À la veille de la COP sur le climat qui aura du 11 au 22 novembre à Bakou, en Azerbaïdjan, un pays producteur de gaz et de pétrole, le système européen Copernicus a annoncé que 2024 sera une année record en termes de chaleur, au-dessus de la fameuse limite des +1,5 °C définie par les accords de Paris pour contenir le réchauffement climatique.

Donald Trump, qui porte son climatoscepticisme en bandoulière, a qualifié le dérèglement du climat de «canular inventé par les Chinois pour nuire à l’industrie américaine». En fait, l’environnement et le climat n’ont jamais été un thème de campagne, ni pour Donald Trump ni pour Kamala Harris, d’ailleurs.

Lors de son premier mandat (2017-2021), Donald Trump avait déjà abrogé plus de cent normes environnementales et une de ses premières décisions avait été de sortir les États-Unis de l’accord de Paris.

En lançant son «drill, baby, drill» (fore, chérie, fore) à de nombreuses reprises, il a déjà annoncé sa volonté de relancer massivement la production de gaz et de pétrole. Il considère l’Inflation Reduction Act (IRA) créé par Joe Biden pour soutenir la transition écologique comme «une arnaque verte».
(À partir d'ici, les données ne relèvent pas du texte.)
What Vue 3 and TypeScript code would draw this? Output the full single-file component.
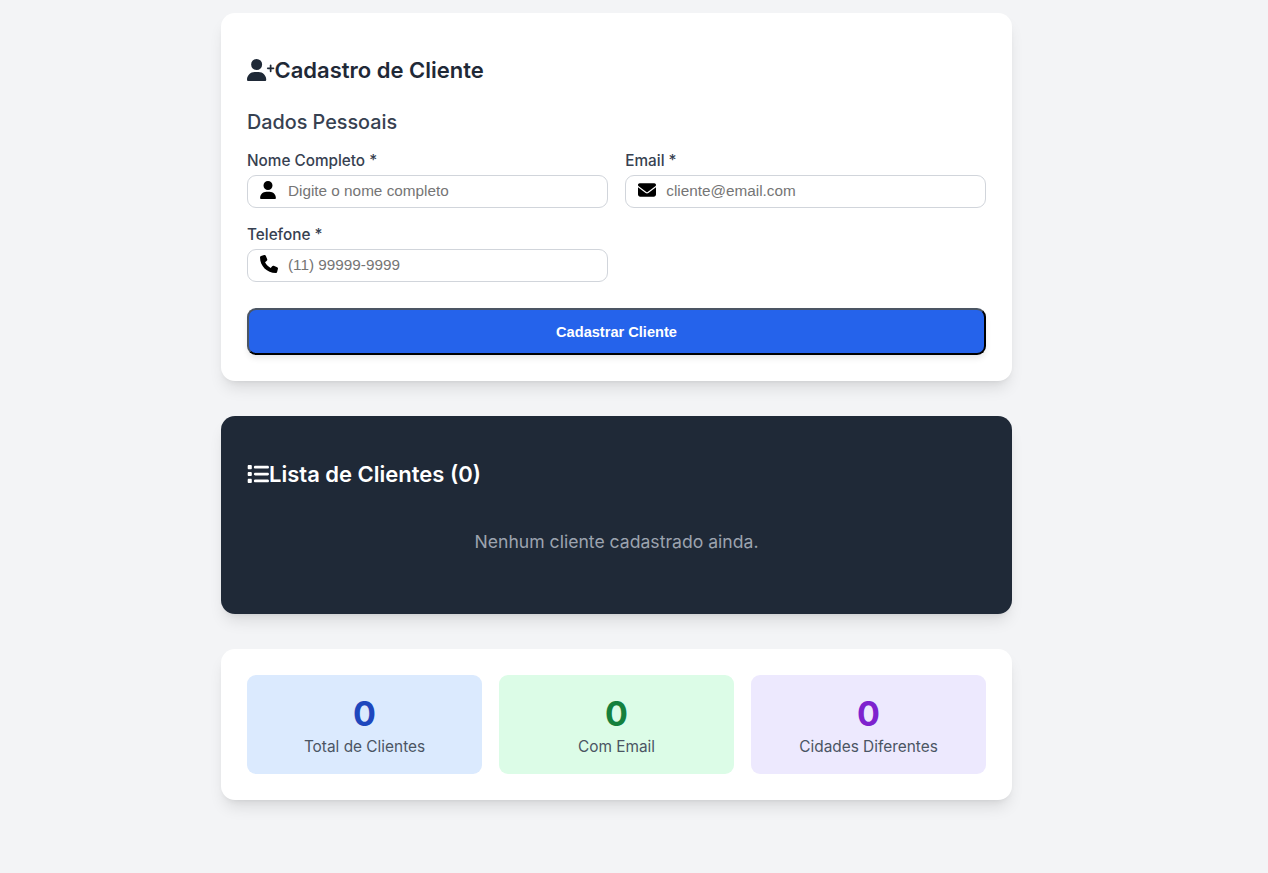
<script setup lang="ts">
const stats = [
  { value: 0, label: 'Total de Clientes', kind: 'blue' },
  { value: 0, label: 'Com Email', kind: 'green' },
  { value: 0, label: 'Cidades Diferentes', kind: 'purple' },
]
</script>

<template>
  <div class="page">
    <main class="container">
      <section class="card">
        <h1 class="title">
          <svg class="title-icon" viewBox="0 0 640 512" fill="#1f2937">
            <path d="M96 128a128 128 0 1 1 256 0A128 128 0 1 1 96 128zM0 482.3C0 383.8 79.8 304 178.3 304h91.4C368.2 304 448 383.8 448 482.3c0 16.4-13.3 29.7-29.7 29.7H29.7C13.3 512 0 498.7 0 482.3zM530 288V236H482c-11 0-20-9-20-20s9-20 20-20h48V148c0-11 9-20 20-20s20 9 20 20v48h48c11 0 20 9 20 20s-9 20-20 20H570v52c0 11-9 20-20 20s-20-9-20-20z" />
          </svg>
          Cadastro de Cliente
        </h1>
        <h2 class="subtitle">Dados Pessoais</h2>
        <form class="fields" @submit.prevent>
          <div class="field">
            <label for="nome">Nome Completo *</label>
            <div class="input-wrap">
              <svg class="input-icon user" viewBox="0 0 448 512">
                <path d="M224 256A128 128 0 1 0 224 0a128 128 0 1 0 0 256zm-45.7 48C79.8 304 0 383.8 0 482.3C0 498.7 13.3 512 29.7 512H418.3c16.4 0 29.7-13.3 29.7-29.7C448 383.8 368.2 304 269.7 304H178.3z" />
              </svg>
              <input id="nome" type="text" placeholder="Digite o nome completo" />
            </div>
          </div>
          <div class="field">
            <label for="email">Email *</label>
            <div class="input-wrap">
              <svg class="input-icon" viewBox="0 0 512 512">
                <path d="M48 64C21.5 64 0 85.5 0 112c0 15.1 7.1 29.3 19.2 38.4L236.8 313.6c11.4 8.5 27 8.5 38.4 0L492.8 150.4c12.1-9.1 19.2-23.3 19.2-38.4c0-26.5-21.5-48-48-48H48zM0 176V384c0 35.3 28.7 64 64 64H448c35.3 0 64-28.7 64-64V176L294.4 339.2c-22.8 17.1-54 17.1-76.8 0L0 176z" />
              </svg>
              <input id="email" type="email" placeholder="cliente@email.com" />
            </div>
          </div>
          <div class="field">
            <label for="telefone">Telefone *</label>
            <div class="input-wrap">
              <svg class="input-icon" viewBox="0 0 512 512">
                <path d="M164.9 24.6c-7.7-18.6-28-28.5-47.4-23.2l-88 24C12.1 30.2 0 46 0 64C0 311.4 200.6 512 448 512c18 0 33.8-12.1 38.6-29.5l24-88c5.3-19.4-4.6-39.7-23.2-47.4l-96-40c-16.3-6.8-35.2-2.1-46.3 11.6L304.7 368C234.3 334.7 177.3 277.7 144 207.3L193.3 167c13.7-11.2 18.4-30 11.6-46.3l-40-96z" />
              </svg>
              <input id="telefone" type="tel" placeholder="(11) 99999-9999" />
            </div>
          </div>
          <button class="submit" type="submit">Cadastrar Cliente</button>
        </form>
      </section>

      <section class="card dark">
        <h2 class="title light">
          <svg class="list-icon" viewBox="0 0 512 512" fill="#fff">
            <path d="M40 48C26.7 48 16 58.7 16 72v48c0 13.3 10.7 24 24 24H88c13.3 0 24-10.7 24-24V72c0-13.3-10.7-24-24-24H40zM192 64c-17.7 0-32 14.3-32 32s14.3 32 32 32H480c17.7 0 32-14.3 32-32s-14.3-32-32-32H192zm0 160c-17.7 0-32 14.3-32 32s14.3 32 32 32H480c17.7 0 32-14.3 32-32s-14.3-32-32-32H192zm0 160c-17.7 0-32 14.3-32 32s14.3 32 32 32H480c17.7 0 32-14.3 32-32s-14.3-32-32-32H192zM16 232v48c0 13.3 10.7 24 24 24H88c13.3 0 24-10.7 24-24V232c0-13.3-10.7-24-24-24H40c-13.3 0-24 10.7-24 24zM40 368c-13.3 0-24 10.7-24 24v48c0 13.3 10.7 24 24 24H88c13.3 0 24-10.7 24-24V392c0-13.3-10.7-24-24-24H40z" />
          </svg>
          Lista de Clientes (0)
        </h2>
        <p class="empty">Nenhum cliente cadastrado ainda.</p>
      </section>

      <section class="card stats">
        <div v-for="stat in stats" :key="stat.label" class="stat" :class="stat.kind">
          <div class="stat-value">{{ stat.value }}</div>
          <div class="stat-label">{{ stat.label }}</div>
        </div>
      </section>
    </main>
  </div>
</template>

<style>
html,
body {
  margin: 0;
  background: #f3f4f6;
}
</style>

<style scoped>
.page {
  min-height: 873px;
  box-sizing: border-box;
  padding: 13px 35px 0 0;
  font-family: Inter, "Liberation Sans", sans-serif;
}
.container {
  width: 791px;
  margin: 0 auto;
  display: flex;
  flex-direction: column;
  gap: 35px;
}
.card {
  background: #fff;
  border-radius: 14px;
  padding: 26px;
  box-shadow: 0 10px 15px -3px rgba(0, 0, 0, 0.1), 0 4px 6px -4px rgba(0, 0, 0, 0.1);
}
.dark {
  background: #1f2937;
  padding-bottom: 59px;
  padding-top: 27px;
}
.title {
  display: flex;
  align-items: center;
  margin: 18px 0 0;
  font-size: 22px;
  line-height: 26px;
  font-weight: 600;
  color: #1f2937;
}
.title-icon {
  width: 27.5px;
  height: 22px;
}
.light {
  color: #fff;
  margin-bottom: 0;
}
.list-icon {
  width: 22px;
  height: 22px;
}
.subtitle {
  margin: 26px 0 0;
  font-size: 19.8px;
  line-height: 26px;
  font-weight: 500;
  color: #374151;
}
.fields {
  margin-top: 17px;
  display: grid;
  grid-template-columns: 1fr 1fr;
  column-gap: 17.6px;
  row-gap: 18px;
}
.field {
  display: flex;
  flex-direction: column;
}
label {
  font-size: 15.3px;
  line-height: 17px;
  font-weight: 500;
  color: #374151;
  margin-bottom: 6px;
}
.input-wrap {
  position: relative;
}
.input-icon {
  position: absolute;
  left: 12.7px;
  top: 6px;
  width: 18px;
  height: 18px;
}
.input-icon.user {
  left: 11.7px;
}
input {
  display: block;
  width: 100%;
  height: 33px;
  box-sizing: border-box;
  padding: 0 12px 2px 40px;
  border: 1px solid #d1d5db;
  border-radius: 9px;
  background: #fff;
  font-family: "Liberation Sans", Arial, sans-serif;
  font-size: 15.3px;
  color: #111827;
  outline: none;
}
input::placeholder {
  color: #757575;
}
.submit {
  grid-column: 1 / -1;
  margin-top: 8px;
  height: 47px;
  border: 2px solid;
  border-color: #4b5563 #000 #000 #4b5563;
  border-radius: 9px;
  background: #2563eb;
  color: #fff;
  font-family: "Liberation Sans", Arial, sans-serif;
  font-size: 14.6px;
  font-weight: 700;
  box-shadow: 0 4px 6px -1px rgba(0, 0, 0, 0.1);
}
.empty {
  margin: 42px 0 0;
  text-align: center;
  font-size: 17.6px;
  line-height: 26px;
  color: #9ca3af;
}
.stats {
  display: grid;
  grid-template-columns: repeat(3, 1fr);
  gap: 17px;
}
.stat {
  height: 99px;
  box-sizing: border-box;
  padding-top: 17px;
  border-radius: 9px;
  text-align: center;
}
.stat-value {
  font-size: 34px;
  line-height: 43px;
  font-weight: 700;
}
.stat-label {
  font-size: 15.4px;
  line-height: 24px;
  color: #4b5563;
}
.blue {
  background: #dbeafe;
}
.blue .stat-value {
  color: #1e47bd;
}
.green {
  background: #dcfce7;
}
.green .stat-value {
  color: #15803d;
}
.purple {
  background: #ede9fe;
}
.purple .stat-value {
  color: #7e22ce;
}
</style>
Assez efficace, elle a pourtant permis de générer 300 000 emplois, amené 372 milliards de dollars d’investissement et a même beaucoup profité à l’Ohio, l’État du futur vice-président J. D. Vance et au plus grand soutien de Trump, Elon Musk, puisque l’IRA subventionne l’achat de voitures électriques.

Donald Trump souhaite également démanteler l’Agence de protection de l’environnement et l’Agence nationale d’observation océanique et atmosphérique.